Red and white are also used to display the number 81 on many patches, as in "Support 81, Route 81". The 8 and 1 stand for the respective positions in the alphabet of H and A. These are used by friends and supporters of the club, in deference to club rules which purport to restrict the wearing of Hells Angels imagery to club members.
The diamond-shaped one-percenter patch is also used, displaying '1%', in red on a white background with a red merrowed border. The term one-percenter is said to be a response to the American Motorcyclist Association (AMA) comment on the Hollister incident, to the effect that 99% of motorcyclists were law-abiding citizens and the last 1% were outlaws. The AMA has no record of such a statement to the press, and call this story apocryphal.[22]

New York Hells Angels patch.
Most members wear a rectangular patch (again, white background with red letters and a red merrowed border) identifying their respective chapter locations. Another similarly designed patch reads "Hells Angels". When applicable, members of the club wear a patch denoting their position or rank within the organization. The patch is rectangular, and, similarly to the patches described above, displays a white background with red letters and a red merrowed border. Some examples of the titles used are President, Vice President, Secretary, Treasurer, and Sergeant at Arms. This patch is usually worn above the 'club location' patch. Some members also wear a patch with the initials "AFFA", which stands for "Angels Forever; Forever Angels", referring to their lifelong membership in the biker club (i.e., "once a member, always a member").
The book Gangs, written by Tony Thompson (a crime correspondent for The Observer), states that Stephen Cunningham, a member of the Angels, sported a new patch after he recovered from attempting to set a bomb: two Nazi-style SS lightning bolts below the words 'Filthy Few'. Some law enforcement officials claim that the patch is only awarded to those who have committed, or are prepared to commit, murder on behalf of the club. According to a report from the R. v. Bonner and Lindsay case in 2005 (see related section below), another patch, similar to the 'Filthy Few' patch, is the 'Dequiallo' patch. This patch "signifies that the wearer has fought law enforcement on arrest".[23] There is no common convention as to where the patches are located on the members' jacket/vest.
In March 2007, the Hells Angels filed suit against the Walt Disney Motion Pictures Group alleging that the film entitled Wild Hogs used both the name and distinctive logo of the Hells Angels Motorcycle Corporation without permission.[24] The suit was eventually voluntarily dismissed,[25] after it received assurances from Disney that its references would not appear in the film.[26]
In October 2010, the Hells Angels filed a lawsuit against Alexander McQueen for "misusing its trademark winged death heads symbol"[27] in several items from its Autumn/Winter 2010 collection. The lawsuit is also aimed at Saks Fifth Avenue and, which stock the jacquard box dress and knuckle duster ring which bear the symbol which has been used since at least 1948 and is protected by the U.S. Patent and Trademark Office.[28] A handbag and scarf was also named in lawsuit.[29] The lawyer representing Hells Angels claimed "This isn’t just about money, it’s about membership. If you’ve got one of these rings on, a member might get really upset that you’re an impostor."[30] Saks refused to comment, Zappos had no immediate comment and the company's parent company, PPR, could not be reached for comment.[31] The company settled the case with the Hells Angels after agreeing to remove all of the merchandise featuring the logo from sale on their website, stores and concessions and recalling any of the goods which have already been sold and destroying them.[32][33][34]

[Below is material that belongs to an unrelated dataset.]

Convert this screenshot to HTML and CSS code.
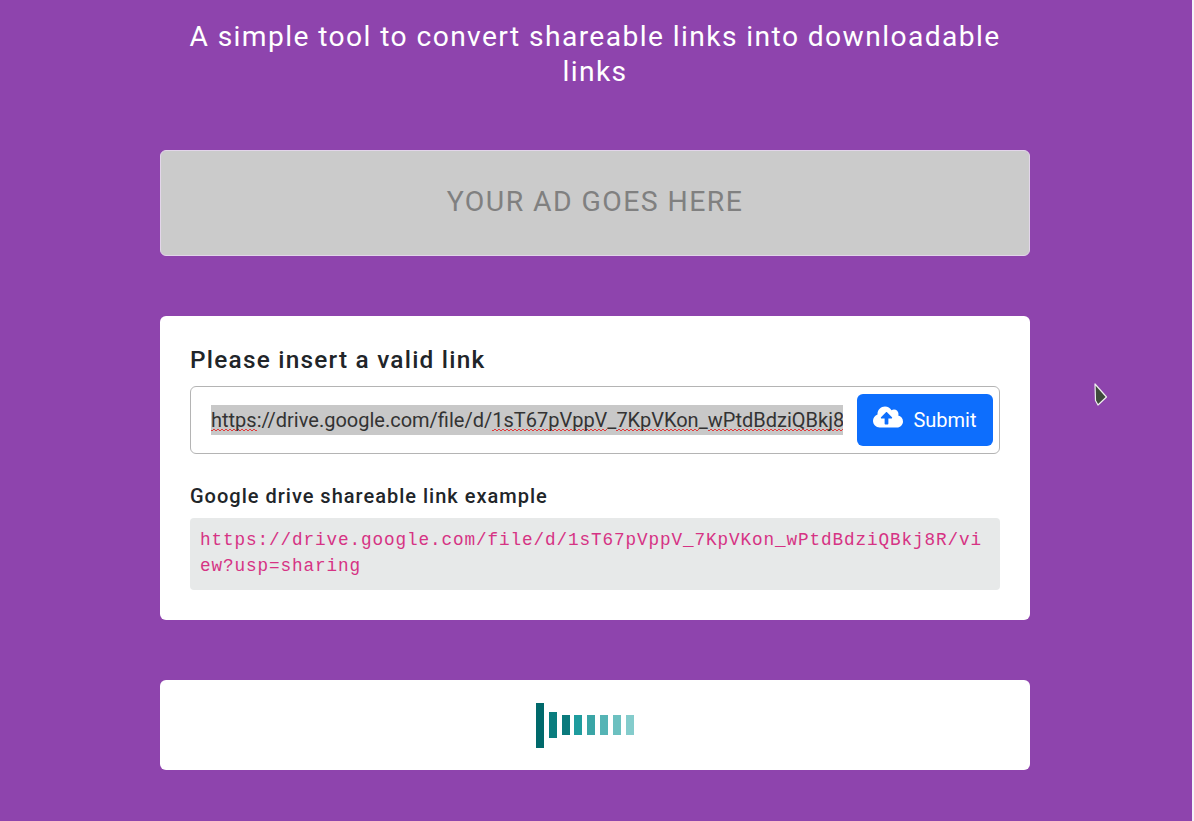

In order to become a Hells Angels prospect, candidates must have a valid driver's license, a motorcycle over 750cc and have the right combination of personal qualities. It is said the club excludes child molesters and individuals who have applied to become police or prison officers.[35] At least one chapter requires that a candidate be a white male.[36]
After a lengthy, phased process, a prospective member is first deemed to be a 'hang-around', indicating that the individual is invited to some club events or to meet club members at known gathering places.
If the hang-around is interested, he may be asked to become an 'associate', a status that usually lasts a year or two. At the end of that stage, he is reclassified as 'prospect', participating in some club activities, but not having voting privileges while he is evaluated for suitability as a full member. The last phase, and highest membership status, is 'Full Membership' or 'Full-Patch'.[37] The term Full-Patch refers to the complete four-piece crest, including the 'Death Head' logo, two rockers (top rocker: 'Hells Angels'; bottom rocker: State or Territory claimed) and the rectangular 'MC' patch below the wing of the Death's Head. Prospects are allowed to wear only a bottom rocker with the State or Territory name along with the rectangular 'MC' patch.
To become a full member, the Prospect must be voted on by the rest of the full club members. Prior to votes being cast, a Prospect usually travels to every chapter in the sponsoring chapter's geographic jurisdiction (state/province/territory) and introduces himself to every Full-Patch member. This process allows each voting member to become familiar with the subject and to ask any questions of concern prior to the vote. Successful admission usually requires more than a simple majority, and some clubs may reject a Prospect for a single dissenting vote. Some form of formal induction follows, wherein the Prospect affirms his loyalty to the club and its members. The final logo patch (top Hells Angels rocker) is then awarded at this initiation ceremony. The step of attaining full membership can be referred to as "being patched".
Even after a member is patched-in, the patches themselves remain the property of HAMC rather than the member. On leaving the Hells Angels, or being ejected, they must be returned to the club.[38]
Contrary to popular opinion, the club was not established as a racially segregated organization.[39][40]

Official chapters

The HAMC acknowledges more than one hundred chapters spread over 29 countries. Europe did not become widely home to the Hells Angels until 1969, when two London chapters were formed after the Beatle George Harrison invited some members of the HAMC San Francisco to London.[41] Two people from London visited California, "prospected", and ultimately joined. Two charters were issued on July 30, 1969; one for "South London" - the re-imagined chapter renewing the already existing 1950 South London chapter - and the other for "East London", but by 1973 the two charters came together as one, simply called "London". The London Angels provided security at a number of UK Underground festivals including Phun City in 1970 organized by anarchist, International Times writer and lead singer with The Deviants, Mick Farren. They even awarded Farren an "approval patch" in 1970 for use on his first solo album Mona, which also featured Steve Peregrin Took (who was credited as "Shagrat the Vagrant"). The 1980s and 1990s saw a major expansion of the club into Canada.
A list of acknowledged chapters can be found on the HAMC club's official website.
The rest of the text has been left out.